Closed Munter closed 10 years ago

Munter commented 11 years ago

Only if no urls are loaded using require.

This should probably be behind a command line switch as well.

papandreou commented 11 years ago

It would be preferable to not bundle a specific version of almond.js with assetgraph-builder, so I'm thinking that the user could configure it with something like this:

<script src="require.js" data-main="main" data-almond="almond.js"></script>

A non-homegrown syntax would be nicer, though. Maybe almond.js could be harmlessly included with a regular script tag even during development?

Also, I'm wondering how it'll play with require-jquery.js.

Munter commented 11 years ago

What is the use case of require-jquery.js other than include jquery.js before require.js?

I didn't think about the versioning problem. I can't think of any case I have where I would need to control the almond version myself other than getting a fairly new one, since it seems to have been stable for quite a while.

An alternative to the data-almond syntax could be to have a version of almond in builder through npm, which would replace requirejs when --almond is set. If a value to that switch is set to a path to almond.js this is the version that will be used, so people can override the bundled version.

papandreou commented 11 years ago

What is the use case of require-jquery.js other than include jquery.js before require.js?

That's pretty much it. It makes require(['jquery'], ...) work without screwing up the "on DOM ready" event etc. I'm using it in a project, but I'll experiment with kicking it out soon. It's kind of an antipattern to bundle the two together, especially when you don't want to upgrade both at once. I'll follow up here if I succeed :)

An alternative to the data-almond syntax could be to have a version of almond in builder through npm, which would replace requirejs when --almond is set. If a value to that switch is set to a path to almond.js this is the version that will be used, so people can override the bundled version.

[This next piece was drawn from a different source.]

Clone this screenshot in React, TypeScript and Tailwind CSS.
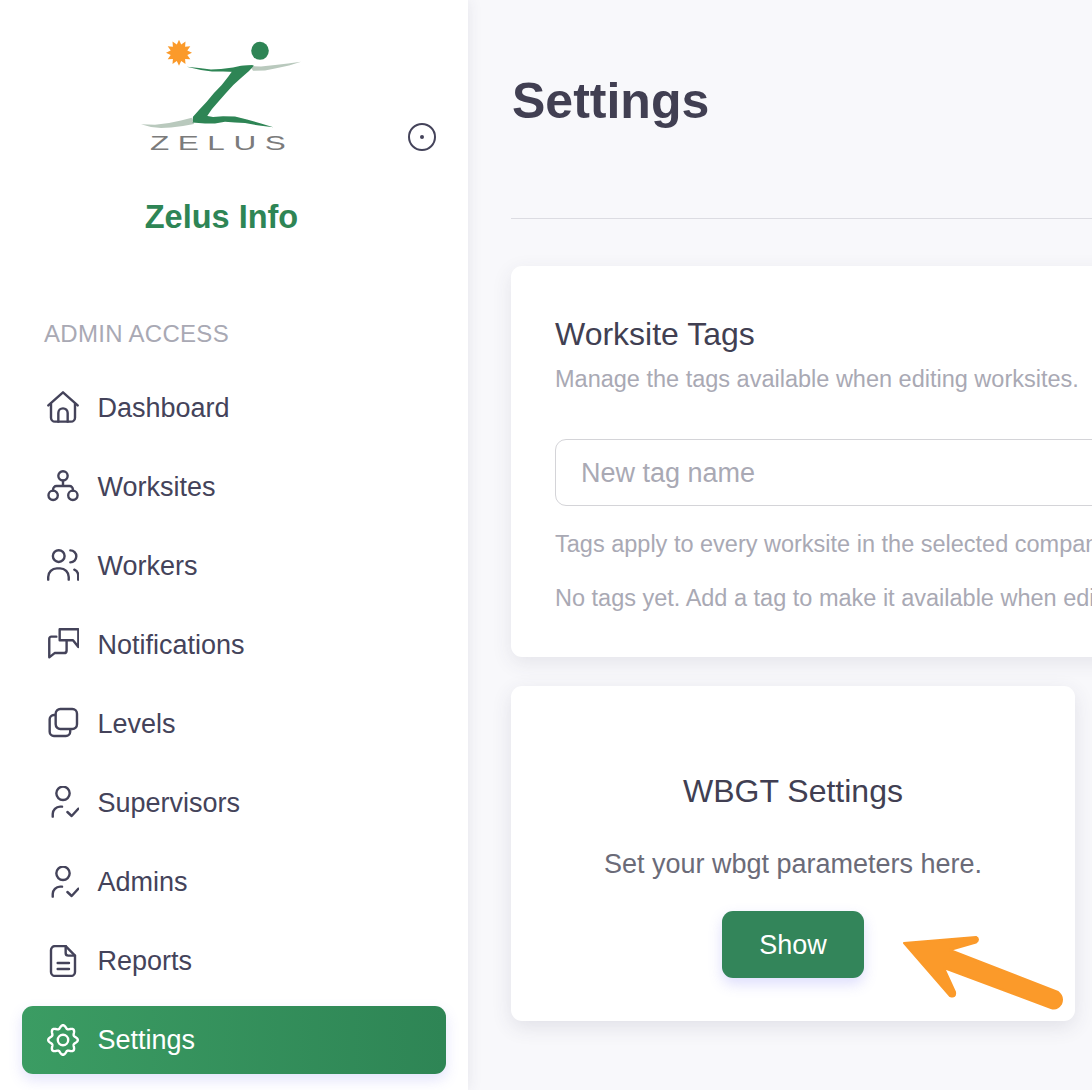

Hmm, couldn't that turn into a versioning nightmare? I think the user should be in control of exactly which version of almond.js gets injected.

Munter commented 11 years ago

That's pretty much it. It makes require(['jquery'], ...) work without screwing up the "on DOM ready" event etc. I'm using it in a project, but I'll experiment with kicking it out soon. It's kind of an antipattern to bundle the two together, especially when you don't want to upgrade both at once. I'll follow up here if I succeed :)

I'm pretty sure work has been done so you can just configure jquery as a target path in require.config() and it will work out of the box. jrburke has been feeding back stuff to jquery to make them interoperable.

Hmm, couldn't that turn into a versioning nightmare? I think the user should be in control of exactly which version of almond.js gets injected.

The user would be in control if they use --almond /path/to/my/almond.js in the described case.

japboy commented 11 years ago

+1

Munter commented 11 years ago

I've given this a bit more thought and am leaning toward the declarative html-attribute definition now. I propose this:

<script src="require.js" data-main="main" data-assetgraph-almond="almond.js"></script>

Without a command line switch. If the attribute is there, just replace with almond and don't look back.